Even better is to be able to share it here with all of you, so I’d like to conclude with a special shout-out to Doug. If you’re ever in the Burlington area of Vermont, just drive a little south of the city on Highway 7 and stop in at this great, small, local supermarket to try some of the original trout spread. I know I certainly will next time we visit Ellen. The store has an excellent selection of fruits, vegetables and meat, plus any number of gourmet delicacies, many made in-house or locally.

An extra-special thank you to Ellen for doing the leg-work to get me the recipe!

As for the recipe, it’s simplicity itself to put together and quick, with a fantastic flavor. And it keeps for several days. What more could you ask for? It’s a perfect “make-ahead” choice for a before-dinner appetizer. Both times I’ve made it now, we’ve served it with our homemade crostini. The satisfying crunch of that provides the perfect foil for the smooth texture of the spread. For simple directions to make crostini, click HERE.

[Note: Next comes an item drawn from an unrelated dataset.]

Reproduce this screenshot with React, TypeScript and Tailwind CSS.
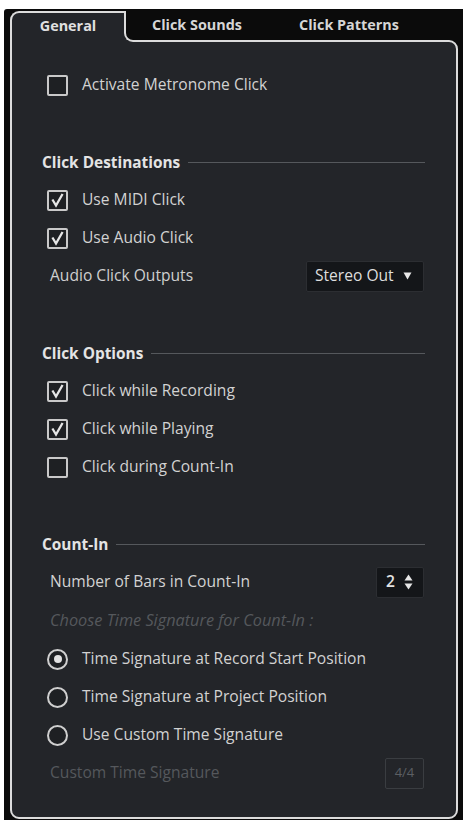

Shelburne Supermarket Smoked Trout Spread
Makes about 2 cups

1/2 lb smoked trout
1 Tbs minced shallot
4 tsp freshly-squeezed lemon juice
2 tsp Worchestershire sauce
2 tsp Frank’s RedHot sauce
5 oz whipped cream cheese
2 Tbs chopped fresh parsley

1. Skin trout filet (if needed) and break it into as fine pieces as you can by hand.

2. Add the remaining ingredients and mix thoroughly.

Notes: The spread benefits from “resting” a bit to let the flavors develop, so I suggest, if you’re not serving it for a few hours, covering the spread with plastic wrap, and chilling it in the fridge until close to serving time. Take it out and let it warm up for a half-hour or so. If you’re making it reasonably close to serving it, just let the spread sit at room temperature for a half hour.

I also came up with an even faster method for making it without changing the requisite texture very much. After removing the skin from the trout, break it into smallish pieces by hand, throw everything into your mixer (not a food processor or blender!) and mix the spread on the lowest setting until everything is just blended and homogenized.